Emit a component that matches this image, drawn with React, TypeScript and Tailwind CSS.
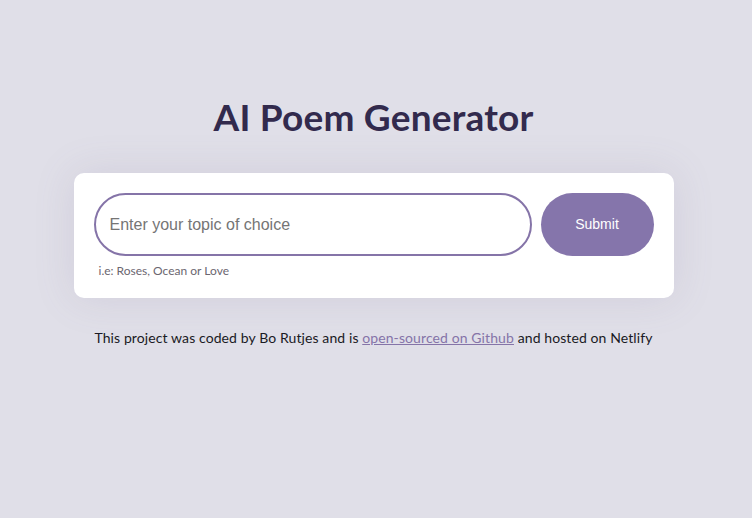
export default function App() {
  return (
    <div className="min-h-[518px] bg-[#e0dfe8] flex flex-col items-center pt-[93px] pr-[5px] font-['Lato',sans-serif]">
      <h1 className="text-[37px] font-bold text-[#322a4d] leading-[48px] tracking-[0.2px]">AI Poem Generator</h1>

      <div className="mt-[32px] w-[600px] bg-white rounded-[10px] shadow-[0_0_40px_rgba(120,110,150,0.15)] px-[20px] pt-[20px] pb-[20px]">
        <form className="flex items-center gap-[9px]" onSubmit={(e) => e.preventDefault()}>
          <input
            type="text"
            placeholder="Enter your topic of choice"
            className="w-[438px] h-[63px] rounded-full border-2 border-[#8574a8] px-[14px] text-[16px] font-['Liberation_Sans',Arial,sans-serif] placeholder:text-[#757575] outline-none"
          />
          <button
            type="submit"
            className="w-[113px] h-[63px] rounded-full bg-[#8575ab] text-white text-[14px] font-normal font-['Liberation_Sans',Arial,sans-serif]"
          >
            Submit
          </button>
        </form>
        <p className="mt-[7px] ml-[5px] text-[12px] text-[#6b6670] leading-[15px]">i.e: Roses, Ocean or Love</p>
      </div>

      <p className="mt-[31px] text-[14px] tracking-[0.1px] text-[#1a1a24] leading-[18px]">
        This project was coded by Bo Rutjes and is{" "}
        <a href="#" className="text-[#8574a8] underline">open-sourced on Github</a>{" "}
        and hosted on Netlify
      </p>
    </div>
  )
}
========
#### Task to carry out
Copy exactly the lines running from the beginning of the listing through the line that has "font-bold text-[#322a4d] leading-[48px]". Drop the pictures.

#### Correct output
Emit a component that matches this image, drawn with React, TypeScript and Tailwind CSS.
export default function App() {
  return (
    <div className="min-h-[518px] bg-[#e0dfe8] flex flex-col items-center pt-[93px] pr-[5px] font-['Lato',sans-serif]">
      <h1 className="text-[37px] font-bold text-[#322a4d] leading-[48px] tracking-[0.2px]">AI Poem Generator</h1>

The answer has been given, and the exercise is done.